One of the newest editions to West Burnside’s music corridor is an extension of what used to be the bathroom of one of Portland’s coolest basement bars. Located underneath the fabled Crystal Hotel and Zeus Café, the Den is a warmly lit cocktail bar that exemplifies the “Portlandia” spirit with its oriental rugs and wall art from the 90’s. The stage is just big enough to host jazz, blues, folk and other smaller acts, including comedy, so is perfect for a date night. Al’s Den is named after Portland gangster Al Winter, who used to “operate” the city’s illegal pinball industry out of the building and was associated with mobsters like Meyer Lansky and Mickey Cohen. Not a bad story to tell over a dry Martini with a saxophone tootin’ off in the background.
Often overlooked for being outside of the West-East Burnside corridor, the Aladdin is the hidden gem of Southeast Portland. An Art Deco theater that has been modestly converted to host everything from thrash metal to one-person acts to “A John Waters Christmas, this venue is suited for just about any crowd. The seats may be beaten up and the sound nothing much to write home about, yet there are few venues in town as capable of headlining big acts from every corner of the entertainment industry.

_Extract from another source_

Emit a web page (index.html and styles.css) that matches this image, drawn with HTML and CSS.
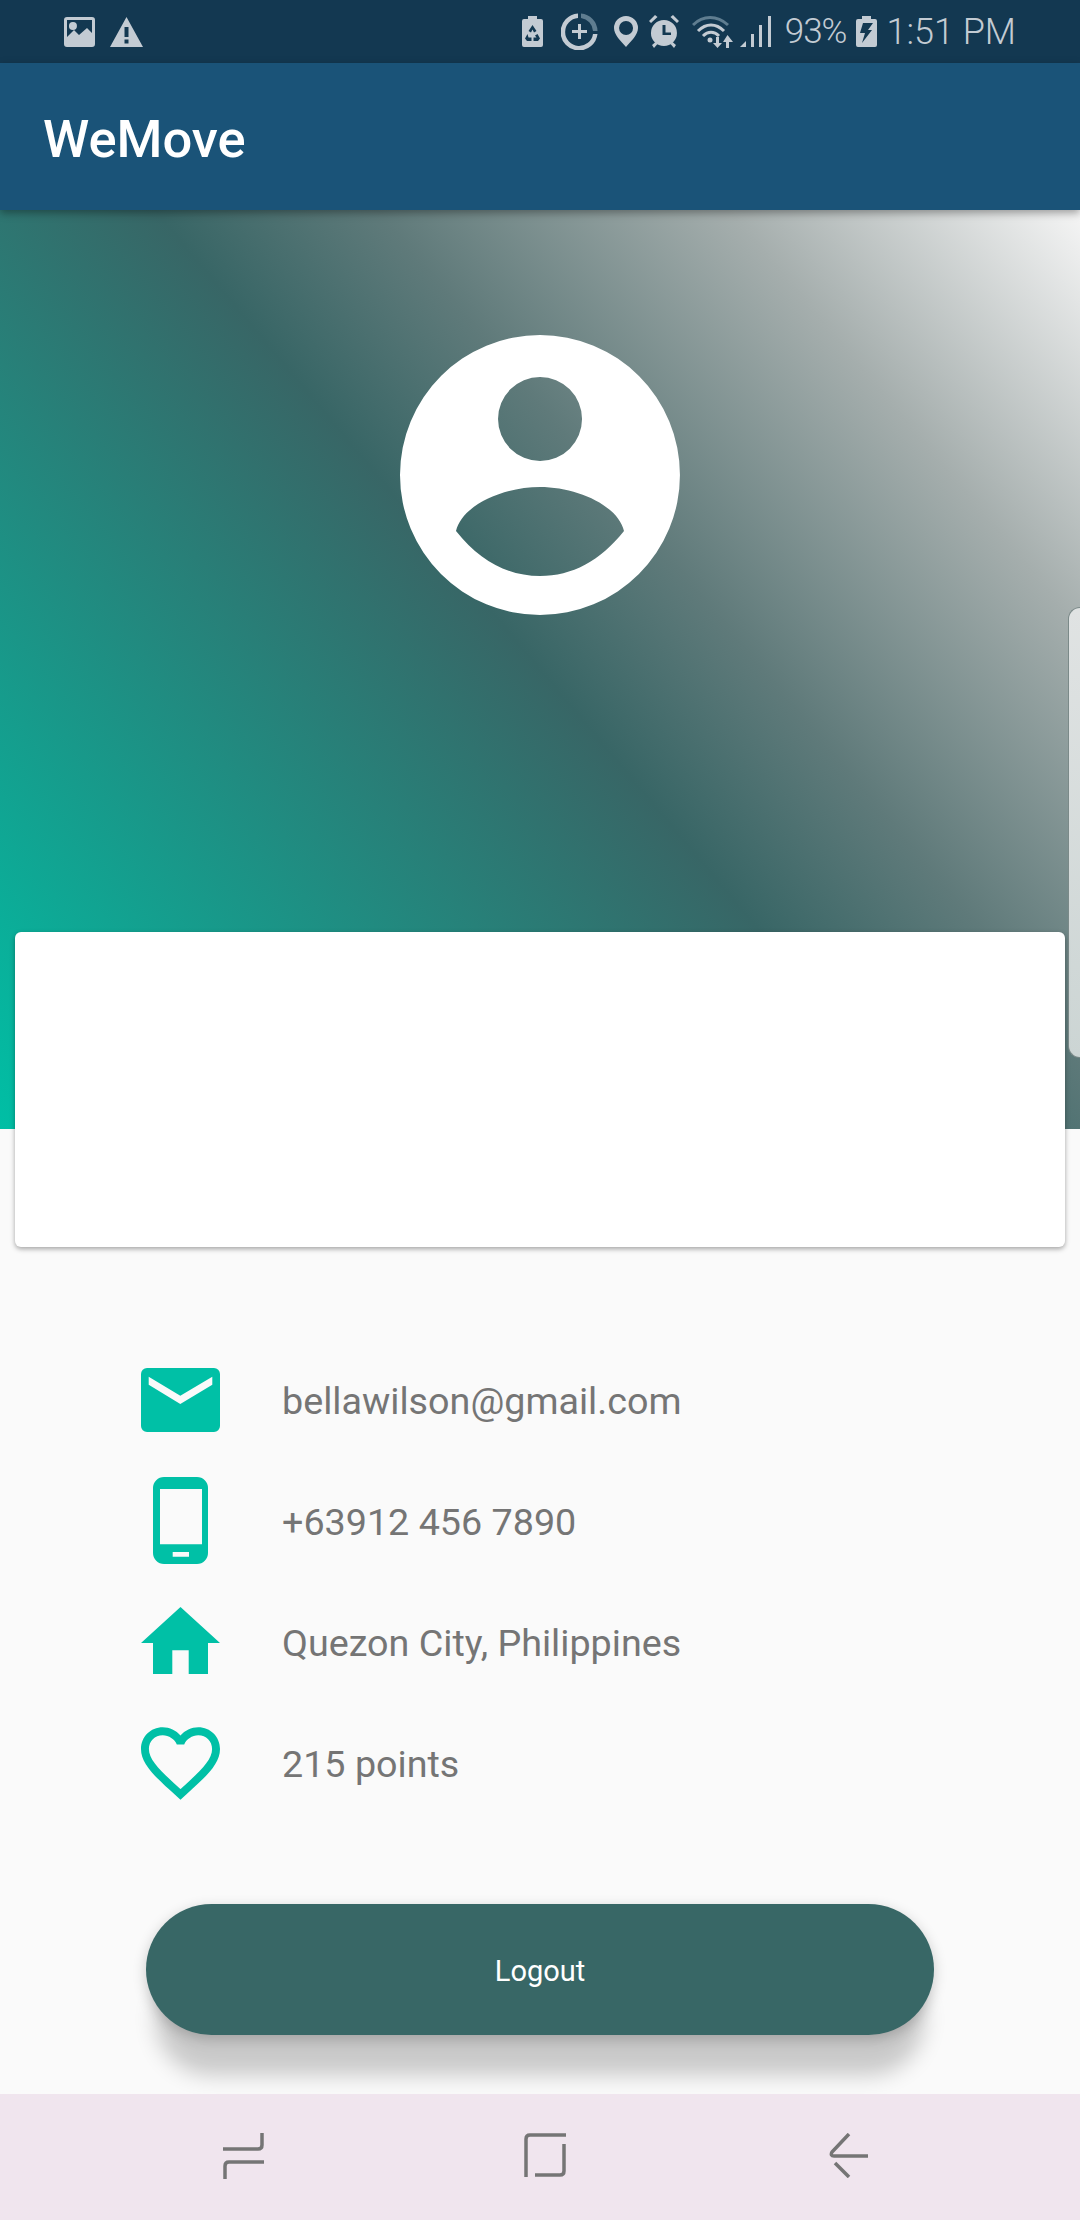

The list of venues is constantly growing in Portland (five of the above spots opened in the last fifteen years), but represented above is a selection of venues representing every corner of our “live”. To spend a week in Portland without visiting a single one of them would be a mistake, and to live in Portland without befriending a single one of their managers, bartenders and bouncers would be a big loss.